— SHORT PROBLEM —
Pull out each line of the data that includes the word "this".
___ STORED RECORDS
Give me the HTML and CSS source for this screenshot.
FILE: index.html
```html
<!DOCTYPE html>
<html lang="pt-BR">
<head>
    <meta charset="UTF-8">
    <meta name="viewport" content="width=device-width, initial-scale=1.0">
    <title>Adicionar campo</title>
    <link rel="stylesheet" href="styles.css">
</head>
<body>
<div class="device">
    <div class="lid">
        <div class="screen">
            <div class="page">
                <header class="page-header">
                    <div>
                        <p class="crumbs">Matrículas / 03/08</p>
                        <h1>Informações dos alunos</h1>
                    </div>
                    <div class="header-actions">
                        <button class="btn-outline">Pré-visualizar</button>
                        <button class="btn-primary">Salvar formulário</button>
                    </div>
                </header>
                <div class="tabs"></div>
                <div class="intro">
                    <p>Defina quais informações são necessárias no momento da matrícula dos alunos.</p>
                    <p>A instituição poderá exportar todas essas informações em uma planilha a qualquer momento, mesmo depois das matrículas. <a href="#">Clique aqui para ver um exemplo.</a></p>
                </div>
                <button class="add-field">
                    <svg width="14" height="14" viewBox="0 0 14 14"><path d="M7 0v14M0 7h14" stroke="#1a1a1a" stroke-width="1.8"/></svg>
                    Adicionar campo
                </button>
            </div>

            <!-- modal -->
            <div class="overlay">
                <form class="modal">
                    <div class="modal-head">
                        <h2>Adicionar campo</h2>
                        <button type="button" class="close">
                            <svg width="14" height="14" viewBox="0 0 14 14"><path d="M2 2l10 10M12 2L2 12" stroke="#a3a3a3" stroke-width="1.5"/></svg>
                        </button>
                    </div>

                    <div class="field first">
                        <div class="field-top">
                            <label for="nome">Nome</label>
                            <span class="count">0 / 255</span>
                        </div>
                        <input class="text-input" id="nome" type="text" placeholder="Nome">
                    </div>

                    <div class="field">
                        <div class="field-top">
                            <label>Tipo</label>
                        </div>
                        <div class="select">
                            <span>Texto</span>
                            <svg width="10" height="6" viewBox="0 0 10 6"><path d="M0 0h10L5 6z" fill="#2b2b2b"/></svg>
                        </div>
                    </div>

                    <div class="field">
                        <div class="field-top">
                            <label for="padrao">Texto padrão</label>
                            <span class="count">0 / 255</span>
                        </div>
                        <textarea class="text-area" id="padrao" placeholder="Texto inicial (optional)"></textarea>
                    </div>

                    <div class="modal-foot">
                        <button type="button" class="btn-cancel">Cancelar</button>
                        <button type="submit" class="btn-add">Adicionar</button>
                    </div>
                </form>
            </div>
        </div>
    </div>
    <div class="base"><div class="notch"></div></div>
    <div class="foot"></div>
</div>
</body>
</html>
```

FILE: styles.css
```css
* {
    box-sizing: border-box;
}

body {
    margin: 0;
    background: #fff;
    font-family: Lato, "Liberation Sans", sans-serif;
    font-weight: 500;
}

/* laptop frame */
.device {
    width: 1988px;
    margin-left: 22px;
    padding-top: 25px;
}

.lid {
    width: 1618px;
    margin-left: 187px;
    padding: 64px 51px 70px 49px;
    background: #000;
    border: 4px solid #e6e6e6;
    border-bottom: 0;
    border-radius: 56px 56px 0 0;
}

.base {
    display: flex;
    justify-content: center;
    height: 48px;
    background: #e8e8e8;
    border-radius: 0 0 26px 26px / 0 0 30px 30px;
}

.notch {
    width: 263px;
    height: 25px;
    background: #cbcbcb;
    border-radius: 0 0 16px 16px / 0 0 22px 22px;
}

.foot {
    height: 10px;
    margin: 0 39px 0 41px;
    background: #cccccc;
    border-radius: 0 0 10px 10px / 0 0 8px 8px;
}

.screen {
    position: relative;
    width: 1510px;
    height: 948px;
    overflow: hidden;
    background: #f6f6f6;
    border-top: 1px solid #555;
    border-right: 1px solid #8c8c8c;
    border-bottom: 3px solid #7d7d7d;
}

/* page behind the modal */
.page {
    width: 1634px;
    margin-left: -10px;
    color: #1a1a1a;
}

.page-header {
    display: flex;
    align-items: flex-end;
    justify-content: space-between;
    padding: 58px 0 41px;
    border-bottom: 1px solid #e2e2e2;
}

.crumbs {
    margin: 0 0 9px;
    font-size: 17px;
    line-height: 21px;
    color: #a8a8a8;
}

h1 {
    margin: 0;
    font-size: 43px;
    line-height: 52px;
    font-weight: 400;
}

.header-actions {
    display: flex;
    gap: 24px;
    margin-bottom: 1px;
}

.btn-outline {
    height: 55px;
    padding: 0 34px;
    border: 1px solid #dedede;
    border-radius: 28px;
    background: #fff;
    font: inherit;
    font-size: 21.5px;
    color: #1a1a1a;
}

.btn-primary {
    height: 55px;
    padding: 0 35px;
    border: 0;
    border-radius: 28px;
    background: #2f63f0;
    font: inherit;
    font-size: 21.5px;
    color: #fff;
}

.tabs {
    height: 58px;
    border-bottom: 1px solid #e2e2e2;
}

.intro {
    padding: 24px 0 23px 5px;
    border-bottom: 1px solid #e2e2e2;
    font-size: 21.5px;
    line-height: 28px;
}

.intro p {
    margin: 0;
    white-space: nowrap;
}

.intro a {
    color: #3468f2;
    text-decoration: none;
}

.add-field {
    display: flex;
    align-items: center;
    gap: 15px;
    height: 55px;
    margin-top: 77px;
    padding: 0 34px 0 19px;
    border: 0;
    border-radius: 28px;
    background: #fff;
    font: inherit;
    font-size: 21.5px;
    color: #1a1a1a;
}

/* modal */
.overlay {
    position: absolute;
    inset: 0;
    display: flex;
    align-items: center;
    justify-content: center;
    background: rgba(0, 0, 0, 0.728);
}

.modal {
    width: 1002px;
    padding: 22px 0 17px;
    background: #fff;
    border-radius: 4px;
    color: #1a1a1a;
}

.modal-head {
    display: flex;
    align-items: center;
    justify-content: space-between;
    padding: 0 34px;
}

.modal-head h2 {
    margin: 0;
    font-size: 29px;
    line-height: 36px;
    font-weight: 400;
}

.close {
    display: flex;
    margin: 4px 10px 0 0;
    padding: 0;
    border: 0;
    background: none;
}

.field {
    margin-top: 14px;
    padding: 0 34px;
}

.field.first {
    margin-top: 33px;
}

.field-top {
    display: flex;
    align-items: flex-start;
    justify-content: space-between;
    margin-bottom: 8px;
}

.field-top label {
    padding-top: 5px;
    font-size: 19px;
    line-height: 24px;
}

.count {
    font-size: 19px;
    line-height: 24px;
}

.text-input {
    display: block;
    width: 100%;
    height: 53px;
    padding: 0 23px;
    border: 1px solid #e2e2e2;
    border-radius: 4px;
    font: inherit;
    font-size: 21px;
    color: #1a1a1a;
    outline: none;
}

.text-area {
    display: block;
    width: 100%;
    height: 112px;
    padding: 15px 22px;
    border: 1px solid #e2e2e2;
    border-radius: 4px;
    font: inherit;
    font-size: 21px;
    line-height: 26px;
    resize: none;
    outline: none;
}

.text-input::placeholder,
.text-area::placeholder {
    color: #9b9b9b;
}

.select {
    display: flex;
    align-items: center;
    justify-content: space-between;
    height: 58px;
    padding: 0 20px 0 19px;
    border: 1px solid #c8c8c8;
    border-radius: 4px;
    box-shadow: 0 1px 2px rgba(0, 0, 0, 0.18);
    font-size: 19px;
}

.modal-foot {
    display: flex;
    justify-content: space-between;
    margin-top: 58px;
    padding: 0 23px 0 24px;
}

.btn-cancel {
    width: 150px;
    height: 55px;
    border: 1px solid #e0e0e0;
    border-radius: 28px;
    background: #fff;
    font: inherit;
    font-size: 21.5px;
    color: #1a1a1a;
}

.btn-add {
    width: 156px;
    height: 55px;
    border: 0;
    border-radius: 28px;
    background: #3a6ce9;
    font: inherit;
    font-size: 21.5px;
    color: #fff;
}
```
______
___ STORED RECORDS
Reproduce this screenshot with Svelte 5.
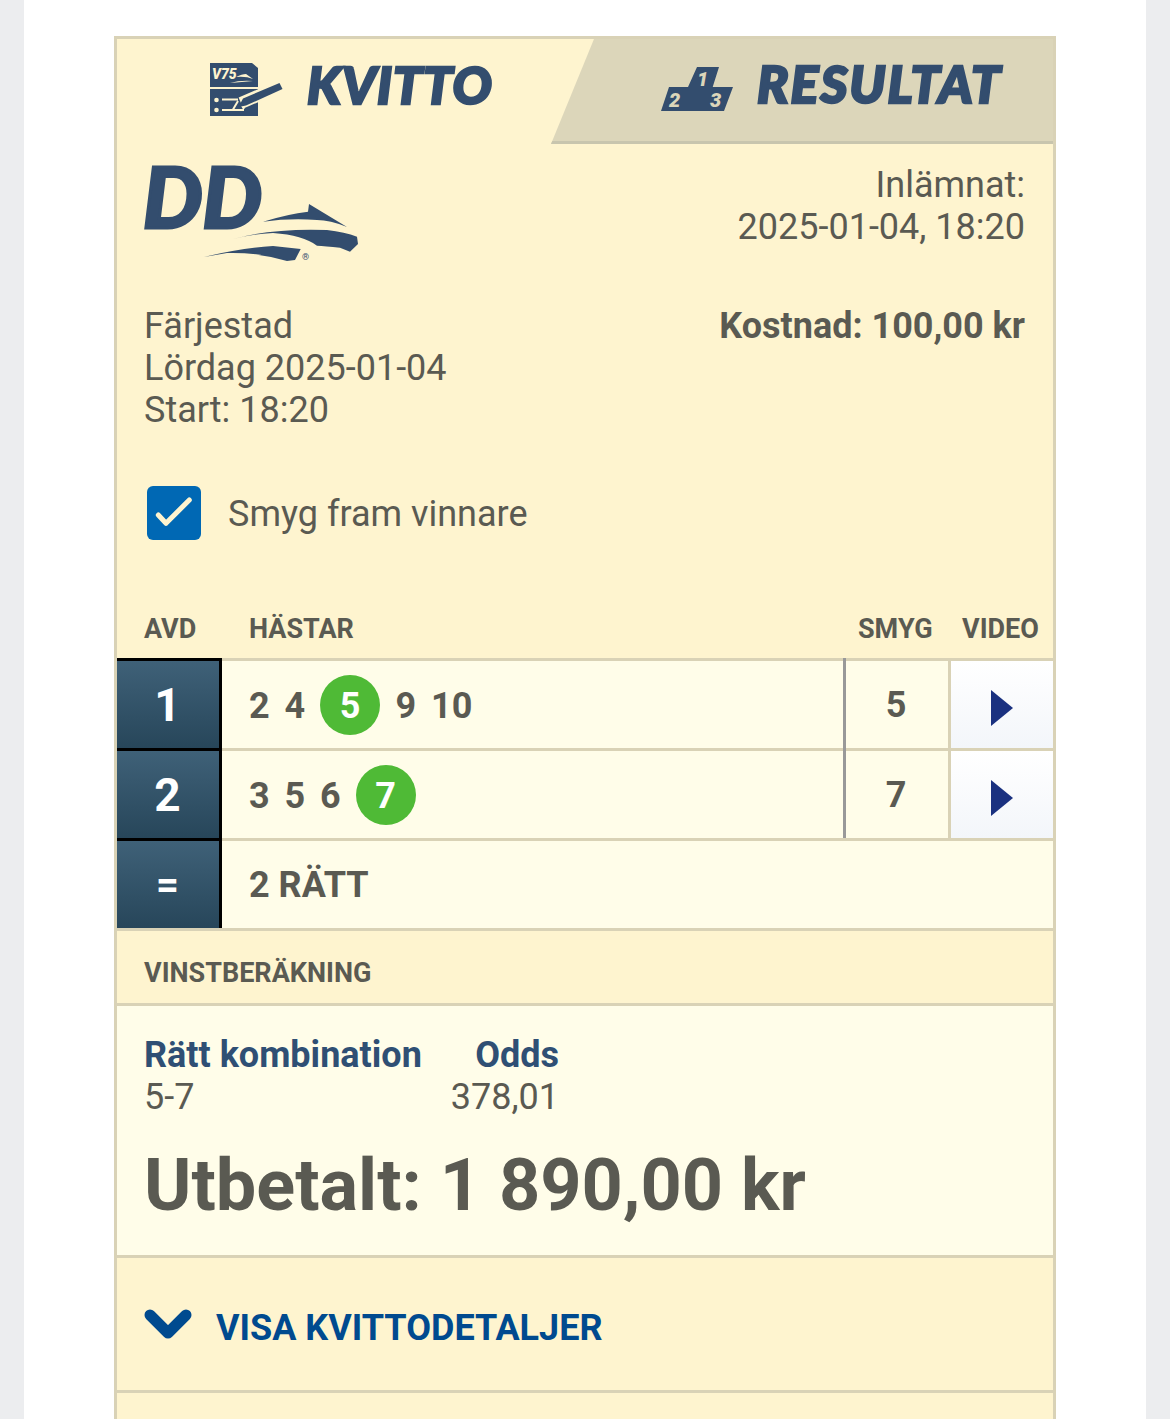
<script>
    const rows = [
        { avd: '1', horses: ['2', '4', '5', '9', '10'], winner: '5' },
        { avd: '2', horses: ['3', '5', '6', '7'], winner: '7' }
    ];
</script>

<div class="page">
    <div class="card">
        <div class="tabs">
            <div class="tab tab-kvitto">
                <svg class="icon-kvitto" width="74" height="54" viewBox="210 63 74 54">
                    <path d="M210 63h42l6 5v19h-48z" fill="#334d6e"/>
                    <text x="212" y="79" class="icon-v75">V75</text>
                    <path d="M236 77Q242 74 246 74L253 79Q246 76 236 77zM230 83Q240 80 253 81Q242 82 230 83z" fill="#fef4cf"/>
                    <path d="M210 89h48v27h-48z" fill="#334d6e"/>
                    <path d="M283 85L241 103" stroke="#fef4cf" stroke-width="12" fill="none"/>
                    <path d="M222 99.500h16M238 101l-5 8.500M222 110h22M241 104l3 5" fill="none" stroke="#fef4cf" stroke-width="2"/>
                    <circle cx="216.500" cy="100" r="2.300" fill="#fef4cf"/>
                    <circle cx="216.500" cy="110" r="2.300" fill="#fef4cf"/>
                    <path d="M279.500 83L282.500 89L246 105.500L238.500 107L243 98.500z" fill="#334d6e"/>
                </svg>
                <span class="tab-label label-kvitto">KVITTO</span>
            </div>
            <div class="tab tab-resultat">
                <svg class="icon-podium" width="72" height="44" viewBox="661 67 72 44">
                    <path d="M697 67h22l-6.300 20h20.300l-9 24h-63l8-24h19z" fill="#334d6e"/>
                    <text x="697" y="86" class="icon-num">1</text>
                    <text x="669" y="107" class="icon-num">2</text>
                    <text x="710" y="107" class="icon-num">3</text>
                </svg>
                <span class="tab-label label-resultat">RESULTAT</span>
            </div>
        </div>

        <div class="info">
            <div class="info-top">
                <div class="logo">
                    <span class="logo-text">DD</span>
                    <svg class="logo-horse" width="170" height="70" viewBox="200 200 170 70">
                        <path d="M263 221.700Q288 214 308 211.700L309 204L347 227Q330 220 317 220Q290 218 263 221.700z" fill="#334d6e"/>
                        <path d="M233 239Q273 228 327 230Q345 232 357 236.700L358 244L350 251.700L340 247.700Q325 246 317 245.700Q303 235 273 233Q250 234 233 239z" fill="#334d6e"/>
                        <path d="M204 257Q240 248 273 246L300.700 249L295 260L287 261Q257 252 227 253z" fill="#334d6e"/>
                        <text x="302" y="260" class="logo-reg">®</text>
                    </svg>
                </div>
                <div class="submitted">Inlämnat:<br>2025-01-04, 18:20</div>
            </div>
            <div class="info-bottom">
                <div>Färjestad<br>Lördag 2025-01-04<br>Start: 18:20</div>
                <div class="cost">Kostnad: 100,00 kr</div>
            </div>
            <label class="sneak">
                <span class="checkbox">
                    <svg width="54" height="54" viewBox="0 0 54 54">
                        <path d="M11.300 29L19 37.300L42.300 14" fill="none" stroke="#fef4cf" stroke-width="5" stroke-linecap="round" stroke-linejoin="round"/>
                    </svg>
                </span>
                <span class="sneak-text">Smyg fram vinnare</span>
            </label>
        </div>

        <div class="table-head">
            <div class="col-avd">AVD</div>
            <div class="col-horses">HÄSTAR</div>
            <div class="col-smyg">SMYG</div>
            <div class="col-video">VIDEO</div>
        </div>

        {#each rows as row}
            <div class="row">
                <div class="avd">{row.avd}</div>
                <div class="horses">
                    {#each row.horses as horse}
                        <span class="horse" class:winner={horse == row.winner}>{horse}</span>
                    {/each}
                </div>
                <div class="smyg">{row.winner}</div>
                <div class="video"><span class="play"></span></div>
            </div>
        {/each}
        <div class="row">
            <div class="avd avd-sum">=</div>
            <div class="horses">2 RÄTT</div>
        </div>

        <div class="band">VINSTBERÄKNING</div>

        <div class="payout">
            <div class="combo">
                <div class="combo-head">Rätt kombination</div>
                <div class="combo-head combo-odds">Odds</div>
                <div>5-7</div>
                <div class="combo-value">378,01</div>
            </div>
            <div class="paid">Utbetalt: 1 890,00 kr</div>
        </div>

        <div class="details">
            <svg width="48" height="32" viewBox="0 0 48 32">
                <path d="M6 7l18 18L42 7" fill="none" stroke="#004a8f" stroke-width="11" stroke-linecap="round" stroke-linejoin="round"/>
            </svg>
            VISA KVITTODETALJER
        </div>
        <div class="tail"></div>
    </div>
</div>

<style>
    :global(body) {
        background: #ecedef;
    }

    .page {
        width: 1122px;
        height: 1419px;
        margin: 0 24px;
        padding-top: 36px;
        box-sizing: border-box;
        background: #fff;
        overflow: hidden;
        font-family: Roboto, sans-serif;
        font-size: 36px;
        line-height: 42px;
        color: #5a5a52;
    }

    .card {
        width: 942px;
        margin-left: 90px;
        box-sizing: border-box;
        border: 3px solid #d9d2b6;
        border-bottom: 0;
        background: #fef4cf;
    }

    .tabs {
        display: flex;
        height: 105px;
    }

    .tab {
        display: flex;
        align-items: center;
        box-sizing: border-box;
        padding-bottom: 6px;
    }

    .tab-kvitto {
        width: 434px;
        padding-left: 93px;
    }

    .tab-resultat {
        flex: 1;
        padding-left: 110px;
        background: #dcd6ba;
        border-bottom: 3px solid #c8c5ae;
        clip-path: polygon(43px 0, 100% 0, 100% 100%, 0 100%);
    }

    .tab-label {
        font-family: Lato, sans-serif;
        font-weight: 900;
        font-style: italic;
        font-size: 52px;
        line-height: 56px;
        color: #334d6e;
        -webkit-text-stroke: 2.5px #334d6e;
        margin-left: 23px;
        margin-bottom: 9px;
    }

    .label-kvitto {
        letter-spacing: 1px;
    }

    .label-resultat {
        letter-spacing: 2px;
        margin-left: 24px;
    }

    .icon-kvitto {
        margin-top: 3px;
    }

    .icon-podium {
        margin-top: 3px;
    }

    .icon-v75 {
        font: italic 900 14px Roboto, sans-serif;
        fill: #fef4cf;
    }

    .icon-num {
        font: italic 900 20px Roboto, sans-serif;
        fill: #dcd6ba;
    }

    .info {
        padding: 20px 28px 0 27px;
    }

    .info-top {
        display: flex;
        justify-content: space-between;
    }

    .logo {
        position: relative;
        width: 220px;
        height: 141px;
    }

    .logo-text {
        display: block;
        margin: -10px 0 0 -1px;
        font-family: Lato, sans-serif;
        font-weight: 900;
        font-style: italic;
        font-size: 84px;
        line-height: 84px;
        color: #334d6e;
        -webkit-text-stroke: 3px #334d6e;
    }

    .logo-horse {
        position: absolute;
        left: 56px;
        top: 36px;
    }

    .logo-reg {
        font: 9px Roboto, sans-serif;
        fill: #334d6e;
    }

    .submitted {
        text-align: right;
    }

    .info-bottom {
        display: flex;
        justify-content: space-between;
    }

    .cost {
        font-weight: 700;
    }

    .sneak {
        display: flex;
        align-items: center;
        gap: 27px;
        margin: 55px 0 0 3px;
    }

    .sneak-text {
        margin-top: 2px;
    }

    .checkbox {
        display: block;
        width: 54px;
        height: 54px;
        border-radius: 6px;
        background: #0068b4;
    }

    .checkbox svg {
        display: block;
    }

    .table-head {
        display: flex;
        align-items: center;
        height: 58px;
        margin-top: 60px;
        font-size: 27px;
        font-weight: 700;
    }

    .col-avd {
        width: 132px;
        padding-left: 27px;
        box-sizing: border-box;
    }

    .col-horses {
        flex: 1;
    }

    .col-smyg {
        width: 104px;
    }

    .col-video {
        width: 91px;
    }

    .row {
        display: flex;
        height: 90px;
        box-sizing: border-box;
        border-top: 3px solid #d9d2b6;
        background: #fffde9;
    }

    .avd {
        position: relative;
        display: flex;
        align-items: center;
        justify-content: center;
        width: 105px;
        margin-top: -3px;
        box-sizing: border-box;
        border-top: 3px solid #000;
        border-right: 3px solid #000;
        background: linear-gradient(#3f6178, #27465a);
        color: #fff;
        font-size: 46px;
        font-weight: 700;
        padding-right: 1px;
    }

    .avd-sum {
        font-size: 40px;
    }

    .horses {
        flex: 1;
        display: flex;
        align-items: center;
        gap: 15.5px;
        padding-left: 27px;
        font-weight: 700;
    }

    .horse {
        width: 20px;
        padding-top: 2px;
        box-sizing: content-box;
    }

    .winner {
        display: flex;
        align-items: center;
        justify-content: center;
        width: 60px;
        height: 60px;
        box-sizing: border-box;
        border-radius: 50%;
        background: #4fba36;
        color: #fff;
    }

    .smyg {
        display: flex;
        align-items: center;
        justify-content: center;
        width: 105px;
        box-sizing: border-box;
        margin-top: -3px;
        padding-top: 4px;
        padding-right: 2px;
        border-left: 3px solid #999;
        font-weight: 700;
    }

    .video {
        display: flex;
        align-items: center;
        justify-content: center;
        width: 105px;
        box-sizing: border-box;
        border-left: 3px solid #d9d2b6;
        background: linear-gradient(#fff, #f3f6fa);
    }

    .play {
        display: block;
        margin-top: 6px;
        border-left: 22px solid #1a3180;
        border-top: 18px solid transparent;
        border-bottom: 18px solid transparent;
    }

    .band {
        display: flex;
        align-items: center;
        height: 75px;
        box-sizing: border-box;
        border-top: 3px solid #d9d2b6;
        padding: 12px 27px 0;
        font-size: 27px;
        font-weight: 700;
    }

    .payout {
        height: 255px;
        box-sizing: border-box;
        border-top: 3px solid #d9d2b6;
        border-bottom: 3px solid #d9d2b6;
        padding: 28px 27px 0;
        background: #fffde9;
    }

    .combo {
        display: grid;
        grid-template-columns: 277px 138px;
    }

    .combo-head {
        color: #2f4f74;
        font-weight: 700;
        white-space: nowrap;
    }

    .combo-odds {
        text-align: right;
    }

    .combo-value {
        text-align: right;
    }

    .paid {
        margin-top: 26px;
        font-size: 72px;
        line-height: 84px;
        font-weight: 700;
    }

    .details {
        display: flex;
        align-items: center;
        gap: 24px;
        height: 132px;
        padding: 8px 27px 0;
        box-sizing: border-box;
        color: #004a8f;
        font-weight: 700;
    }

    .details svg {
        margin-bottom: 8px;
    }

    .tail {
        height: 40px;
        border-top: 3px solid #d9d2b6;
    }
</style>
______
— FINISHED TASK —
Give me the HTML and CSS source for this screenshot.
Reproduce this screenshot with Svelte 5.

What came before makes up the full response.